A.P.- The "metrosexual" movement was something of a rejection of traditional notions of masculinity. And rejecting tradition in favor of a new way of thinking is great! But I think when men started "manscaping" and slipping on pink cardigans, we were going to far in the opposite direction. A lot of guys (myself included) saw that and pushed back. I didn't feel the metrosexual thing, and I showed it with long hair and a big beard. When a lot of guys started doing that, the trend pushed back toward a more traditionally masculine look. It's ultimately about accepting ourselves, I think. Be yourself, and express who that is with your look. And if you embrace the fact that you're a man, a mammal, and therefore a hairy beast, then grow out your mane and be proud of it.
Do you formulate your own oils and balms or work with a team?
A.P.- It's all me. My gal is my partner in crime, and she helps with making our products and shipping them, but the recipes all come from my twisted little brain.
Does beard etiquette exist and if so, can you detail what that involves?
A.P.- There's a quote that I see pop up a lot online: "When two beards cross paths, the larger beard has the right of way." It's funny, but it does reflect a kind of truth. A study I read (yes, I read studies about beards - I swear I'm not boring) said that with a nice beard, you're more likely to receive compliments from men than women. And it's true. I do receive compliments from women, but more often it's other bearded men who pass me in the grocery store and nod and say "nice beard, man." And I do the same. Beards are one of the only things guys always seem comfortable complimenting each other on. I don't know if that's an etiquette so to speak, but bearded men certainly have a sort of kinship.

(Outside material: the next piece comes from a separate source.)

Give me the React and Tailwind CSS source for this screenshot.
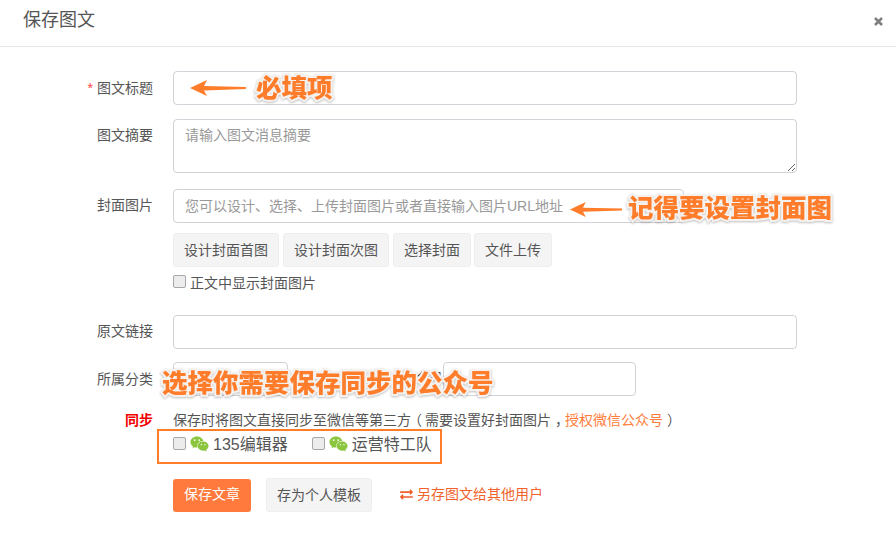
import React from "react";
import { FaWeixin, FaExchangeAlt } from "react-icons/fa";

const font = "[font-family:'Liberation_Sans','Noto_Sans_CJK_SC',sans-serif]";
const inputCls = "h-[34px] rounded-[4px] border border-[#d2d2d8] bg-white px-[11px] text-[14px] text-[#555] outline-none placeholder:text-[#999]";
const btnCls = "h-[34px] rounded-[3px] border border-[#eeeeee] bg-[#f4f4f4] px-[10px] text-[14px] leading-[32px] text-[#555]";
const noteCls = "absolute whitespace-nowrap text-[25.5px] leading-[30px] font-black text-[#ff7d2a] [-webkit-text-stroke:4px_#f4f1ee] [paint-order:stroke_fill] [filter:drop-shadow(0_1px_1px_rgba(0,0,0,0.25))]";

function Label({ children, className = "" }) {
  return <div className={"h-[34px] w-[153px] shrink-0 text-right text-[14px] leading-[32px] text-[#555] " + className}>{children}</div>;
}

function Arrow({ className }) {
  return (
    <svg className={className} viewBox="0 0 56 16" fill="#ff7d2a">
      <path d="M0 8 L17 0 L14 6 L56 7 L56 9 L14 10.5 L17 16 Z" />
    </svg>
  );
}

function Check({ className = "" }) {
  return <input type="checkbox" className={"m-0 h-[13px] w-[13px] shrink-0 appearance-none rounded-[2px] border border-[#a8a8a8] bg-[#ececec] " + className} />;
}

function Account({ name }) {
  return (
    <div className="flex items-center">
      <Check className="mb-[4px]" />
      <FaWeixin className="mb-[2px] ml-[4px] h-[20px] w-[19px] text-[#8cc63f]" />
      <span className="ml-[4px] text-[16px] leading-[22px] text-[#555]">{name}</span>
    </div>
  );
}

export default function App() {
  return (
    <div className={"h-[534px] w-[896px] overflow-hidden bg-white " + font}>
      <header className="flex h-[47px] items-center justify-between border-b border-[#e5e5e8] pl-[23px] pr-[13px]">
        <h2 className="pb-[6px] text-[18px] leading-[28px] font-normal text-[#555]">保存图文</h2>
        <svg className="mb-[4px] h-[9px] w-[9px]" viewBox="0 0 9 9" stroke="#808080" strokeWidth="2.6">
          <path d="M1 1 L8 8 M8 1 L1 8" />
        </svg>
      </header>

      <form className="flex flex-col pt-[24px]">
        <div className="relative flex gap-[20px]">
          <Label className="leading-[34px]"><span className="mr-[4px] text-[#f44]">*</span>图文标题</Label>
          <input className={inputCls + " w-[624px]"} />
          <Arrow className="absolute left-[190px] top-[9px] h-[16px] w-[56px]" />
          <span className={noteCls + " left-[256px] top-[2px]"}>必填项</span>
        </div>

        <div className="mt-[14px] flex gap-[20px]">
          <Label>图文摘要</Label>
          <textarea className={inputCls + " h-[54px] w-[624px] resize-y py-[5px] leading-[20px]"} placeholder="请输入图文消息摘要" />
        </div>

        <div className="relative mt-[16px] flex gap-[20px]">
          <Label className="leading-[28px]">封面图片</Label>
          <input className={inputCls + " w-[511px]"} placeholder="您可以设计、选择、上传封面图片或者直接输入图片URL地址" />
          <Arrow className="absolute left-[570px] top-[13px] h-[15px] w-[52px]" />
          <span className={noteCls + " left-[628px] top-[4px]"}>记得要设置封面图</span>
        </div>

        <div className="mt-[10px] ml-[173px] flex">
          <div className={btnCls}>设计封面首图</div>
          <div className={btnCls + " ml-[4px]"}>设计封面次图</div>
          <div className={btnCls + " ml-[4px]"}>选择封面</div>
          <div className={btnCls + " ml-[3px] border-[#e4e4e8]"}>文件上传</div>
        </div>

        <label className="mt-[6px] ml-[173px] flex h-[20px] items-center gap-[4px] text-[14px] text-[#555]">
          <Check className="mb-[3px]" />
          正文中显示封面图片
        </label>

        <div className="mt-[22px] flex gap-[20px]">
          <Label>原文链接</Label>
          <input className={inputCls + " w-[624px]"} />
        </div>

        <div className="relative mt-[13px] flex gap-[20px]">
          <Label className="leading-[34px]">所属分类</Label>
          <div className={inputCls + " w-[115px]"} />
          <div className="ml-[-20px] w-[155px] text-right text-[14px] leading-[32px] text-[#555]">公众号</div>
          <div className={inputCls + " ml-[-20px] w-[193px]"} />
          <span className={noteCls + " left-[162px] top-[6px]"}>选择你需要保存同步的公众号</span>
        </div>

        <div className="mt-[15px] flex gap-[20px]">
          <div className="w-[153px] shrink-0 text-right text-[14px] leading-[18px] font-bold text-[#f00000]">同步</div>
          <div className="text-[14px] leading-[18px] text-[#555]">
            保存时将图文直接同步至微信等第三方<span className="inline-block -translate-x-[3px]">（</span>需要设置好封面图片<span className="inline-block translate-x-[4px]">，</span><span className="text-[#ff7d3c]">授权微信公众号</span><span className="inline-block translate-x-[4px]">）</span>
          </div>
        </div>

        <div className="ml-[157px] flex h-[35px] w-[285px] items-center gap-[24px] border-2 border-[#ff7d2a] pb-[3px] pl-[14px]">
          <Account name="135编辑器" />
          <Account name="运营特工队" />
        </div>

        <div className="mt-[14px] ml-[173px] flex items-center">
          <div className="h-[33px] w-[78px] rounded-[3px] bg-[#ff7a3c] text-center text-[14px] leading-[31px] text-white">保存文章</div>
          <div className={btnCls + " ml-[15px] h-[33px] w-[106px] text-center leading-[29px]"}>存为个人模板</div>
          <div className="ml-[28px] mb-[1px] flex items-center gap-[4px] text-[14px] text-[#f0622c]">
            <FaExchangeAlt className="h-[13px] w-[13px]" />
            另存图文给其他用户
          </div>
        </div>
      </form>
    </div>
  );
}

We see you have retailers as far away as Brazil. How did that aspect of the business evolve?
A.P.- Honestly, our retailers have approached us. We started getting inquiries as our social followings grew, and we typed up a set of wholesale rules and began sending that out to anyone who was interested. We keep saying that we are going to get to work approaching some retailers, but we stay so busy with our own retail that we don't really do it. We just make the wholesale deals when interseted retailers ask about it.

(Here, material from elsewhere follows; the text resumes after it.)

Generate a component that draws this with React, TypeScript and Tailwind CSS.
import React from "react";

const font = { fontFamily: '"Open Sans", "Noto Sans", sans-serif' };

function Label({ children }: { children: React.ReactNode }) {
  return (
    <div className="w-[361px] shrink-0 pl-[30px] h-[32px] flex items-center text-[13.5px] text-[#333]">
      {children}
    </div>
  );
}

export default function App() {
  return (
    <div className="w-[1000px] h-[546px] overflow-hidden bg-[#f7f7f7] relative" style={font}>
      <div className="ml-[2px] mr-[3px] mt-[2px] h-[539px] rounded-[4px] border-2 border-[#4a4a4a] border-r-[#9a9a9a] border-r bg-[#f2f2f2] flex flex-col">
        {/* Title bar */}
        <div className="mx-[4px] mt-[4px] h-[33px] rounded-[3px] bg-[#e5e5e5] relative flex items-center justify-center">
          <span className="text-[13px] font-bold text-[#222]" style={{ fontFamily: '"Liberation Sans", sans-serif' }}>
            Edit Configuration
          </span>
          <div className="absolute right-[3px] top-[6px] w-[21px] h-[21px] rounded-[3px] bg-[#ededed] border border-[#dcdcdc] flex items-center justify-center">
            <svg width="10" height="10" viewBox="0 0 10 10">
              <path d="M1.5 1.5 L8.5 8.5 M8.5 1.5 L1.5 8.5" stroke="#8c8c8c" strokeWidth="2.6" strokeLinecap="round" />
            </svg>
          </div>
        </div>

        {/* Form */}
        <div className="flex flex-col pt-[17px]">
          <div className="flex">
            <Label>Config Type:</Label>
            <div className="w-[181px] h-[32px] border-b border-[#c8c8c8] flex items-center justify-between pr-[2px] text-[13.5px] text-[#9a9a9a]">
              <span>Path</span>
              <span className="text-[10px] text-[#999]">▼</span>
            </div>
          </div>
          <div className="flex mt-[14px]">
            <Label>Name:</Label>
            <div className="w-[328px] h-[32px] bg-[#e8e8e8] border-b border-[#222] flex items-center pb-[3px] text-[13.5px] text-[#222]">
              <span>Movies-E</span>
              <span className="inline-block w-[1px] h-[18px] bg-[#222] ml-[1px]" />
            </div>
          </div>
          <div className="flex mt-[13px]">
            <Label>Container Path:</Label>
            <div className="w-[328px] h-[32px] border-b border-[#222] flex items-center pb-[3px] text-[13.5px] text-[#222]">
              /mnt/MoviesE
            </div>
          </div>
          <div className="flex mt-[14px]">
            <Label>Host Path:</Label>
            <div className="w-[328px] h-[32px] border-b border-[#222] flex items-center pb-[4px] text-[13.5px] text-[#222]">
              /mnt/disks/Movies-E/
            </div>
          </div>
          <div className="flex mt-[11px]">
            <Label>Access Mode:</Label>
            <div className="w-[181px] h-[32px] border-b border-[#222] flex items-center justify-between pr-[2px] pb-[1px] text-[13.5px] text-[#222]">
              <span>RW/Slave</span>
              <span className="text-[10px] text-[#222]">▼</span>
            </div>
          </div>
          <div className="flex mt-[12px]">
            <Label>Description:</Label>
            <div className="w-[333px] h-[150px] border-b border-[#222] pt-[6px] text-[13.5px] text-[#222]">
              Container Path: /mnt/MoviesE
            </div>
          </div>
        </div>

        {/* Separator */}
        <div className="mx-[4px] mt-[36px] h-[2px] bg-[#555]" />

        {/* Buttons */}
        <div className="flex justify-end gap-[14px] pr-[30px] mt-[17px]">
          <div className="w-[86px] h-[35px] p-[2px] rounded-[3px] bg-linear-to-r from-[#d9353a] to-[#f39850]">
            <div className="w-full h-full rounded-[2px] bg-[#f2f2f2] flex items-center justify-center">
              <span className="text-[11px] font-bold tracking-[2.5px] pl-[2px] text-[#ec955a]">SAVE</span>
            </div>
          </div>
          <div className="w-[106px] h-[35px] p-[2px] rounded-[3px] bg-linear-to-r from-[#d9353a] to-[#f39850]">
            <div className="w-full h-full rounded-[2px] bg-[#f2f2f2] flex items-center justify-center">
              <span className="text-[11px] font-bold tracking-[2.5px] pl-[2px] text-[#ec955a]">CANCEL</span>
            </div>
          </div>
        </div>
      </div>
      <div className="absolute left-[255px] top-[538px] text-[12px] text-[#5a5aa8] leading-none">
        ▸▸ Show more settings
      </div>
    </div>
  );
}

What is in the works at Beard Monster?
A.P.- Right now I'm unrolling 5 new fragrances (one of which was anounced last week - the Witch's Brew, a coffee scent). I've also created a couple of new products that I will roll out in time. We are about to overhaul our beard kits as well, with some new tools that will make them way more complete. We're sponsoring a competitor in the Southeastern Beard and Moustache Championship in May, and we'll be going up there to cheer him on as well.

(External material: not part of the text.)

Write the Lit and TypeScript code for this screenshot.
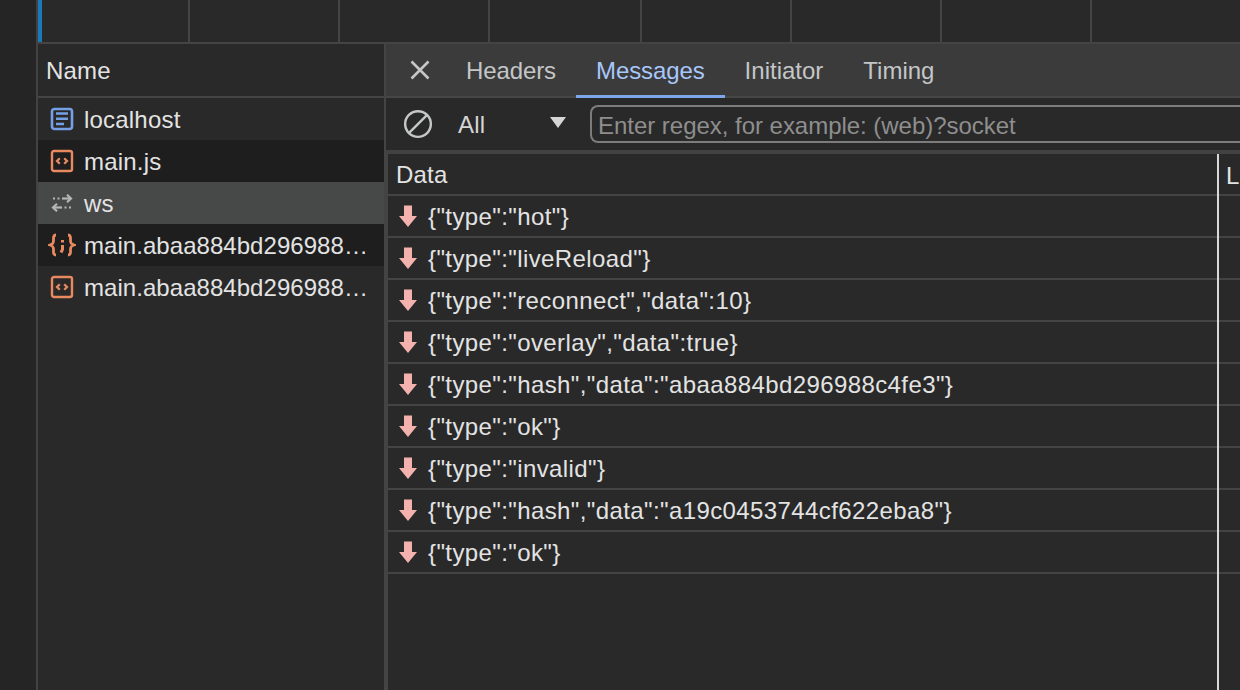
import { LitElement, html, css, svg } from "lit";
import { customElement } from "lit/decorators.js";

const codeIcon = svg`<svg class="ic" viewBox="0 0 26 26" width="26" height="26"><rect x="3" y="3" width="20" height="20" rx="2" fill="none" stroke="#e8895f" stroke-width="2.400"/><path d="M10.800 10.200 8 13l2.800 2.800M15.200 10.200 18 13l-2.800 2.800" fill="none" stroke="#e8895f" stroke-width="2.300"/></svg>`;
const docIcon = svg`<svg class="ic" viewBox="0 0 26 26" width="26" height="26"><rect x="3" y="3" width="20" height="20" rx="2.500" fill="none" stroke="#75a0e6" stroke-width="2.600"/><path d="M7 7.500h12M7 12.800h12M7 18h8" fill="none" stroke="#75a0e6" stroke-width="2.400"/></svg>`;
const wsIcon = svg`<svg class="ic" viewBox="0 0 26 26" width="26" height="26"><path d="M18 4.800 22 8.500 18 12.200" fill="none" stroke="#b4b6b7" stroke-width="2.200"/><path d="M13 8.500h8.500" stroke="#b4b6b7" stroke-width="2.200"/><path d="M4 8.500h2M8.500 8.500h2" stroke="#b4b6b7" stroke-width="1.800"/><path d="M8 13.800 4 17.500 8 21.200" fill="none" stroke="#b4b6b7" stroke-width="2.200"/><path d="M4.500 17.500H13" stroke="#b4b6b7" stroke-width="2.200"/><path d="M15.500 17.500h2M20 17.500h2" stroke="#b4b6b7" stroke-width="1.800"/></svg>`;
const jsonIcon = svg`<svg class="ic" viewBox="0 0 28 26" width="28" height="26"><path d="M8 3C5 3 5.500 6 5.500 8.500 5.500 11 5 12 2 13 5 14 5.500 15 5.500 17.500 5.500 20 5 23 8 23M20 3C23 3 22.500 6 22.500 8.500 22.500 11 23 12 26 13 23 14 22.500 15 22.500 17.500 22.500 20 23 23 20 23" fill="none" stroke="#e8895f" stroke-width="2.800"/><path d="M14.500 8v2.500M14.500 13v4.500L13 20.500" fill="none" stroke="#e8895f" stroke-width="3"/></svg>`;
const arrow = svg`<svg class="arrow" viewBox="0 0 20 24" width="20" height="24"><path d="M6 1.500h8v10.500h5l-9 11L1 12h5z" fill="#f4b2ae"/></svg>`;

const files: [string, unknown, string][] = [
  ["localhost", docIcon, ""],
  ["main.js", codeIcon, "dark"],
  ["ws", wsIcon, "sel"],
  ["main.abaa884bd296988…", jsonIcon, "dark trunc"],
  ["main.abaa884bd296988…", codeIcon, "trunc"],
];

const messages = [
  '{"type":"hot"}',
  '{"type":"liveReload"}',
  '{"type":"reconnect","data":10}',
  '{"type":"overlay","data":true}',
  '{"type":"hash","data":"abaa884bd296988c4fe3"}',
  '{"type":"ok"}',
  '{"type":"invalid"}',
  '{"type":"hash","data":"a19c0453744cf622eba8"}',
  '{"type":"ok"}',
];

@customElement("app-root")
export class AppRoot extends LitElement {
  static styles = css`
    :host {
      display: flex;
      width: 1240px;
      height: 690px;
      overflow: hidden;
      background: #252525;
      color: #e3e3e3;
      font-family: "Liberation Sans", Arial, sans-serif;
      font-size: 24px;
      letter-spacing: 0.2px;
    }
    .gutter { width: 36px; flex: none; background: #252525; }
    .main { flex: 1; min-width: 0; display: flex; flex-direction: column; border-left: 2px solid #424242; }
    .timeline { height: 44px; box-sizing: border-box; flex: none; display: flex; background: #292929; border-bottom: 2px solid #444444; }
    .lead { width: 4px; background: #1a7ab8; flex: none; }
    .tick { width: 150px; flex: none; border-right: 2px solid #444444; box-sizing: border-box; }
    .tick.first { width: 148px; }
    .tick.wide { width: 152px; }
    .split { flex: 1; display: flex; min-height: 0; }
    .list { width: 348px; flex: none; box-sizing: border-box; display: flex; flex-direction: column; background: #292929; border-right: 2px solid #444444; }
    .name-head { height: 54px; box-sizing: border-box; flex: none; display: flex; align-items: center; padding: 2px 0 0 8px; border-bottom: 2px solid #444444; }
    .file { height: 42px; flex: none; display: flex; align-items: center; gap: 9px; padding: 2px 0 0 11px; box-sizing: border-box; }
    .file.dark { background: #1e1e1e; }
    .file.sel { background: #474848; }
    .file.trunc { letter-spacing: 0.05px; }
    .file-icon { width: 26px; height: 26px; margin-top: -2px; flex: none; display: flex; justify-content: center; }
    .ic { display: block; flex: none; }
    .fname { white-space: nowrap; }
    .detail { flex: 1; min-width: 0; display: flex; flex-direction: column; background: #292929; }
    .tabs { height: 54px; box-sizing: border-box; flex: none; display: flex; background: #3b3b3b; border-bottom: 2px solid #474747; }
    .close { width: 70px; flex: none; display: flex; align-items: center; justify-content: center; }
    .close svg { margin-left: -2px; }
    .tab { padding: 0 20px; margin-bottom: -2px; display: flex; align-items: center; color: #c4c6c8; letter-spacing: 0; }
    .tab.tight { letter-spacing: -0.1px; }
    .tab.on { color: #a8c7fa; box-shadow: inset 0 -3px 0 #7ca5ea; }
    .tab.first { margin-left: -10px; }
    .toolbar { height: 56px; flex: none; box-sizing: border-box; display: flex; align-items: center; background: #292929; border-bottom: 4px solid #424242; }
    .block { margin-left: 17px; flex: none; display: block; }
    .filter { width: 132px; margin-left: 25px; flex: none; box-sizing: border-box; display: flex; align-items: center; justify-content: space-between; padding: 2px 24px 0 0; color: #d5d5d5; }
    .tri { width: 0; height: 0; border-left: 8px solid transparent; border-right: 8px solid transparent; border-top: 11px solid #d5d5d5; margin-top: -6px; }
    .search { flex: 1; height: 38px; box-sizing: border-box; display: flex; align-items: center; padding: 3px 0 0 6px; border: 2px solid #7c7c7c; border-right: none; border-radius: 8px 0 0 8px; color: #8e8e8e; white-space: nowrap; overflow: hidden; letter-spacing: -0.03px; }
    .table { flex: 1; display: flex; flex-direction: column; position: relative; min-height: 0; border-left: 2px solid #444444; }
    .table-row { height: 42px; flex: none; box-sizing: border-box; display: flex; align-items: center; border-bottom: 2px solid #444444; padding: 2px 0 0 10px; white-space: nowrap; letter-spacing: 0.4px; }
    .table-head { padding-left: 8px; letter-spacing: 0.2px; }
    .arrow { display: block; flex: none; margin-right: 10px; margin-top: -2px; }
    .cols { position: absolute; left: 829px; top: 0; bottom: 0; width: 2px; background: #d8d8d8; }
    .last-head { position: absolute; left: 838px; top: 0; height: 42px; padding-top: 2px; box-sizing: border-box; display: flex; align-items: center; }
  `;

  render() {
    return html`
      <div class="gutter"></div>
      <div class="main">
        <div class="timeline">
          <div class="lead"></div>
          <div class="tick first"></div>
          <div class="tick"></div>
          <div class="tick"></div>
          <div class="tick wide"></div>
          <div class="tick"></div>
          <div class="tick"></div>
          <div class="tick"></div>
          <div class="tick"></div>
        </div>
        <div class="split">
          <div class="list">
            <div class="name-head">Name</div>
            ${files.map(
              ([n, icon, cls]) => html`<div class="file ${cls}">
                <span class="file-icon">${icon}</span><span class="fname">${n}</span>
              </div>`
            )}
          </div>
          <div class="detail">
            <div class="tabs">
              <div class="close">
                <svg viewBox="0 0 24 24" width="24" height="24"><path d="M3.500 3.500l17 17M20.500 3.500l-17 17" stroke="#c4c6c8" stroke-width="2.600" fill="none"/></svg>
              </div>
              <div class="tab first tight">Headers</div>
              <div class="tab on tight">Messages</div>
              <div class="tab">Initiator</div>
              <div class="tab">Timing</div>
            </div>
            <div class="toolbar">
              <svg class="block" viewBox="0 0 32 32" width="30" height="30"><circle cx="16" cy="16" r="13.700" fill="none" stroke="#c4c6c8" stroke-width="2.600"/><path d="M6.500 25.500l19-19" stroke="#c4c6c8" stroke-width="2.600"/></svg>
              <div class="filter"><span>All</span><span class="tri"></span></div>
              <div class="search">Enter regex, for example: (web)?socket</div>
            </div>
            <div class="table">
              <div class="table-row table-head">Data</div>
              ${messages.map((m) => html`<div class="table-row">${arrow}<span>${m}</span></div>`)}
              <div class="cols"></div>
              <div class="last-head">L</div>
            </div>
          </div>
        </div>
      </div>
    `;
  }
}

What purpose do the custom t-shirts serve?
A.P.- Beard product companies have a lot to do with expression and identity. The company you prefer speaks to who you are, and so there's a lot of brand loyalty. People want to wear the shirt of the company they buy from. We used to get a lot of requests for shirts, stickers, hats, that sort of thing. So we figured if our customers were asking for them, we better provide!